J’ai connu des violences verbales, psychologiques et physiques de la part de mon frère aîné. J’ai beau savoir que ces violences ont commencé quand j’avais moins de 10 ans et se perpétuaient chaque jour, je n’arrive toujours pas à en voir la totalité. Seuls quelques flash demeurent, même pas l’équivalent d’un par année. Le manque de souvenirs me fait souvent minimiser, alors même que je sais avec certitude que tout est bien arrivé, et que j’étais dans une véritable détresse durant ces années. Sans souvenirs il est plus facile de douter. Quelques détails sont toutefois remontés avec le temps, par exemple sa façon d’enserrer mes poignets, venant ainsi me rassurer et me dire que je n’ai rien inventé.

Je me suis également rappelé d’une scène que j’ai pourtant essayé de complètement chasser de ma tête alors qu’elle venait surement de se produire. Mon frère qui se déshabille devant moi. Une scène muette et immobile, avec une incapacité à revoir clairement les détails autres que le décor de la pièce. Le son (mon frère qui me parle et me demande de le regarder alors qu’il est nu) et le mouvement (son avancée vers moi) sont revenus plus tard, progressivement. Avant que ces détails ne reviennent, je voulais me persuader qu’il n’y avait rien qu’il s’agissait d’un souvenir banal comme tant de frère et sœur ont vécu. J’avais donc oublié une partie de la scène, et avec ces nouveaux détails, j’ai pris conscience qu’il m’en manquait encore des bouts. Des bouts encore plus horribles et violents, des actes qui se rejouent notamment dans mes cauchemars mais également dans ma vie quotidienne (dans ma façon d’être aux autres, dans ma sexualité, dans mon corps).

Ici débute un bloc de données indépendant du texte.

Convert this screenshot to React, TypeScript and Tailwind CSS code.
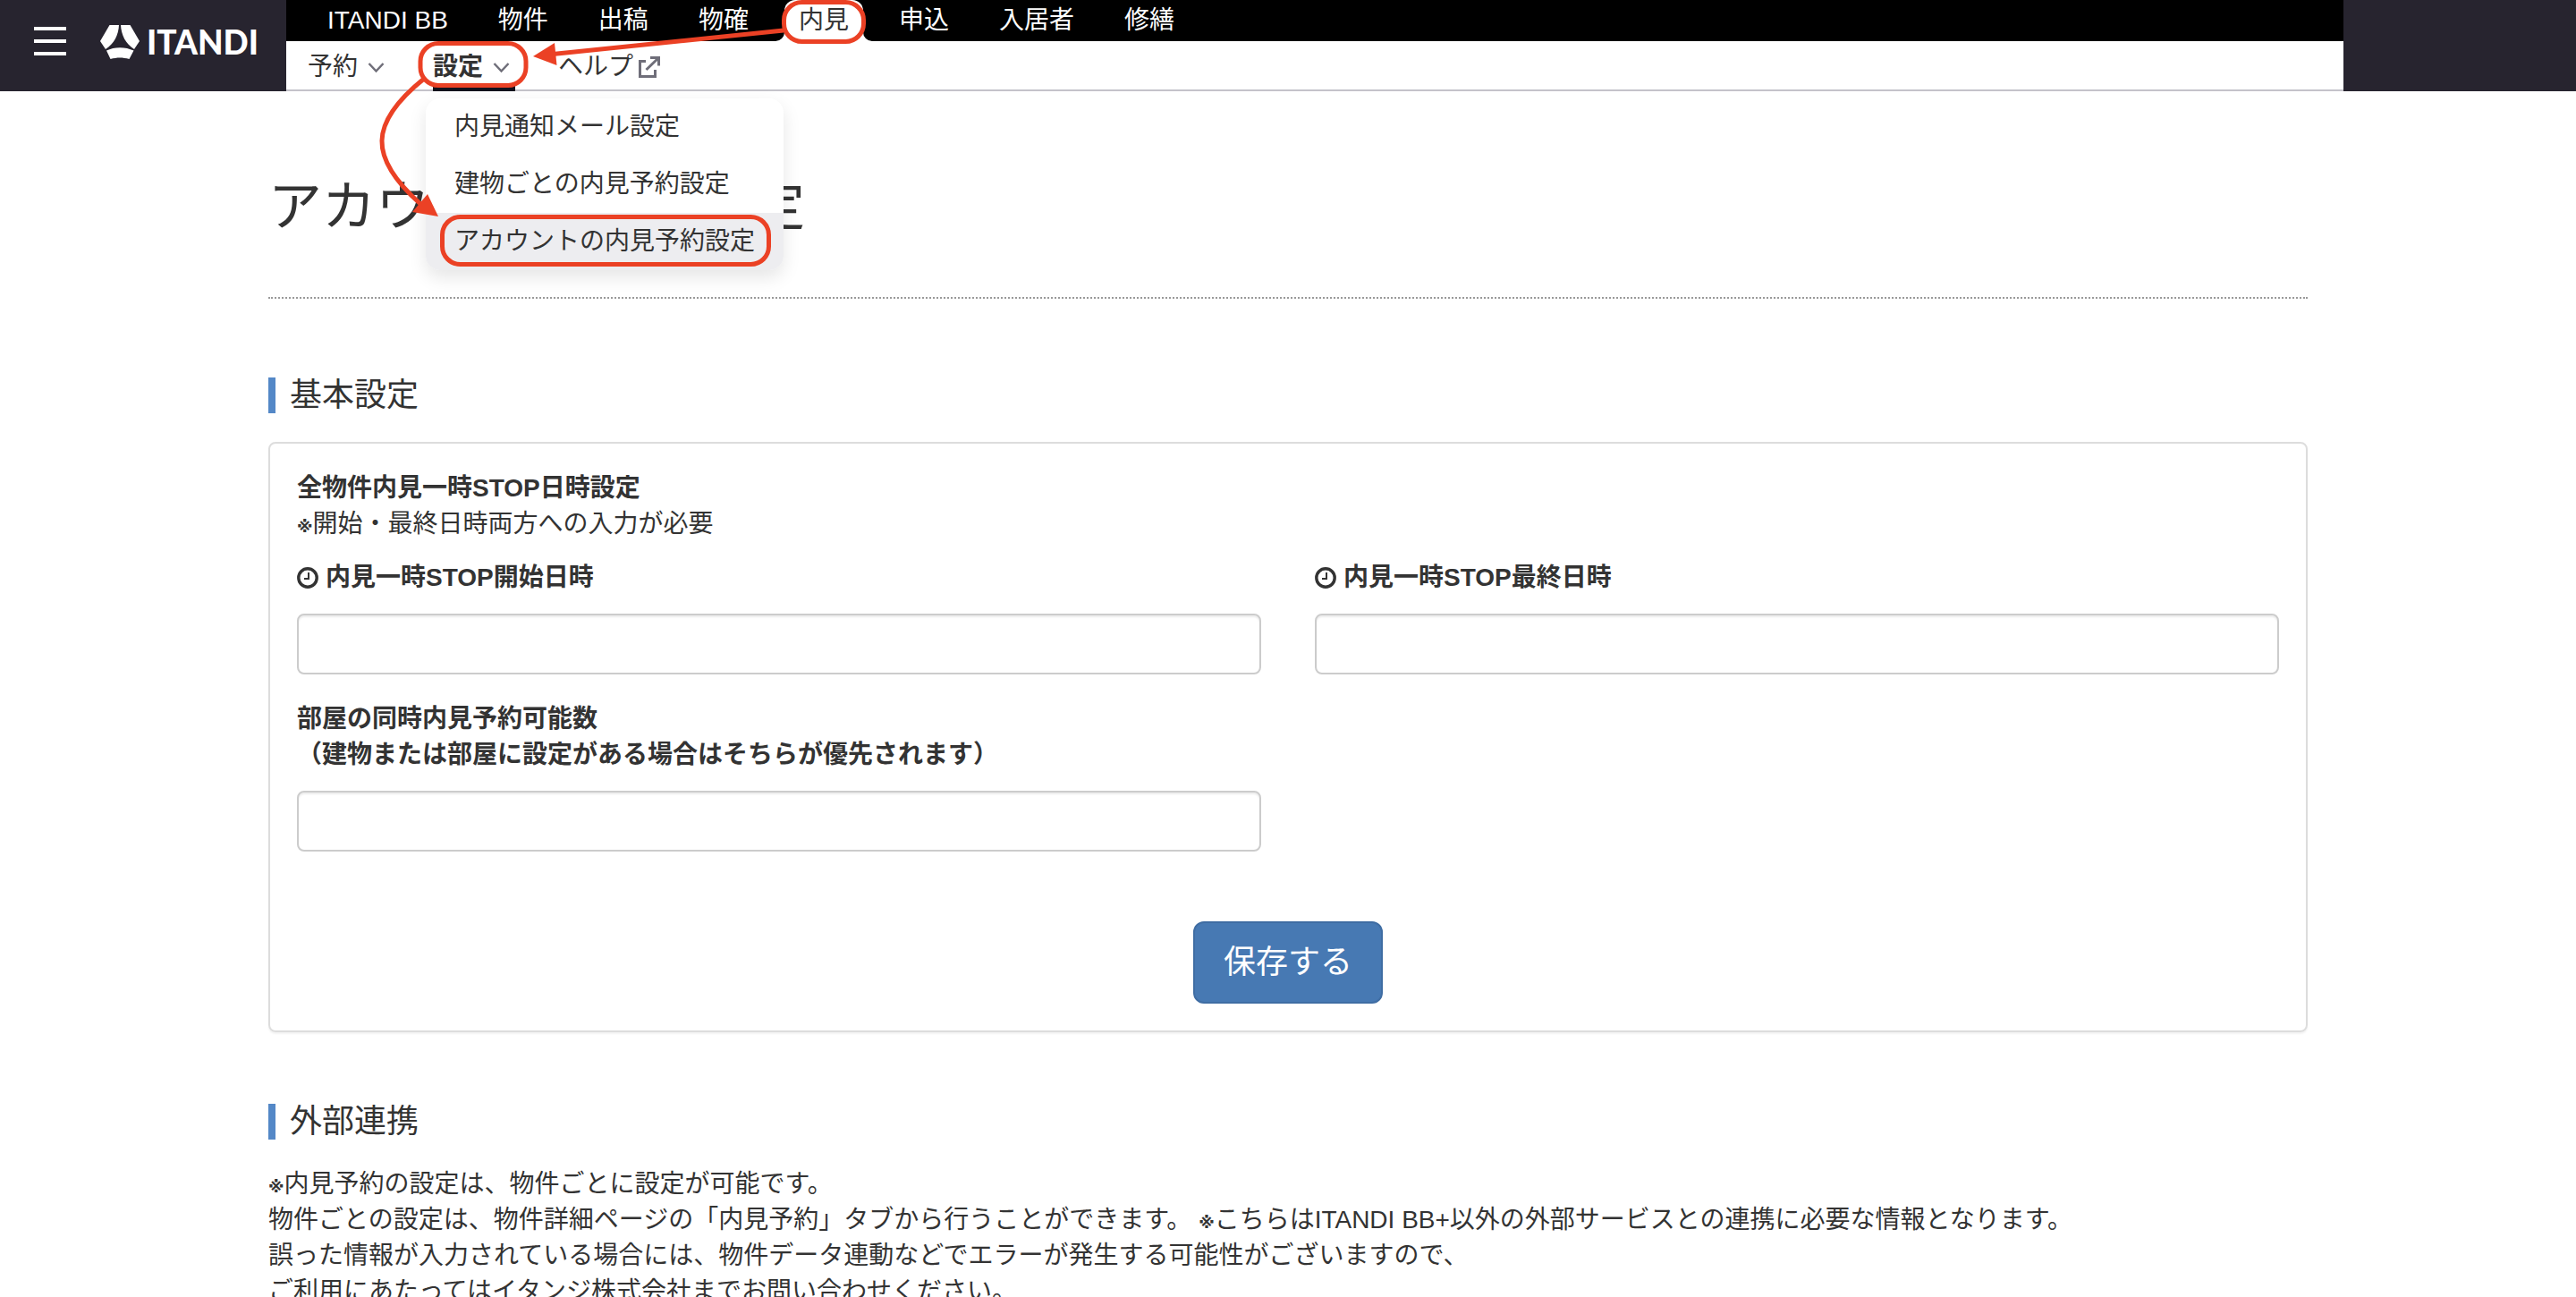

J’ai une pensée clivée, parasitée par le déni dû à la terreur que cette idée provoque. Je me dis constamment que ce souvenir n’est rien et qu’il n’a pas de suite, tout en sachant, sentant que c’est pourtant bien le cas. Quand je me mets à douter, ma vie défile devant mes yeux et je vois toutes mes souffrances et mes conduites passées et présentes, qui ne peuvent s’expliquer autrement : mes somatisation (des démangeaisons au niveau du sexe, ma mâchoire déboitée, ma poitrine comme enfoncée, mes étouffements, crises d’angoisse, crises de tétanie, nausées au réveil, etc.), mes comportements sexuels (masturbation compulsive enfant ; excitation qui me donne la nausée ; hyper-excitation puis hypo-excitation ; besoin compulsif de sexualité quand je me sens mal, angoissée, vide ; conduites automatiques et oubli de ce qu’il s’est passé, etc.), mes cauchemars (tentative de meurtre, séquestration, viols, sidération, dissociation, une pâte dans la bouche impossible à cracher, etc.).

A chacun d’eux, j’ai une bouffée d’angoisse et je ne peux m’empêcher de me dire que la chose responsable de ça est tellement horrible que je suis incapable de m’en souvenir. Et ne pas me souvenir, ne pas avoir d’images concrètes sur lesquelles m’appuyer me rend folle car le doute me tue. Je deviens obsessionnelle cherchant désespérément à me souvenir, qu’importe le moyen. J’en viens à souhaiter faire des cauchemars qui viendraient remplir les trous, m’ouvrir la tête pour y trouver les réponses que je cherche, appeler mon agresseur pour le forcer à parler. Je veux à tout prix retrouver les images pour me dire que je n’invente rien, que ce que je vis n’a rien de normal et que ce n’est pas le signe d’un dysfonctionnement, pire de déviance, et surtout que cela peut disparaître. Pourtant même si je veux me souvenir, le souvenir en lui-même m’effraie déclenchant angoisse, pleurs et peurs en y pensant.

J’ai mis ma famille au courant de la situation, de ce que je me souvenais et de ce que je craignais. Entendre ce que j’avais à dire a été difficile et clivant. Je suis face à de la compréhension puis soudain on me dit que je dois me tromper, que mon métier (psychologue) me monte à la tête, que c’est impossible, qu’il vaut mieux passer à autre chose, etc. Quant à leur positionnement vis à vis de mon frère-agresseur, celui-ci semble tout aussi clivé. Les gens savent qui il est et ce qu’il est capable de faire mais personne ne le recadre, personne ne le questionne, personne n’adopte un comportement différent venant signifier un rejet total face à ses conduites. On préfère douter de ma version que de la sienne. Il continue ainsi à être lui-même tandis que moi je suis devenue un sujet tabou, évité lors des repas de famille pour éviter le malaise et le conflit.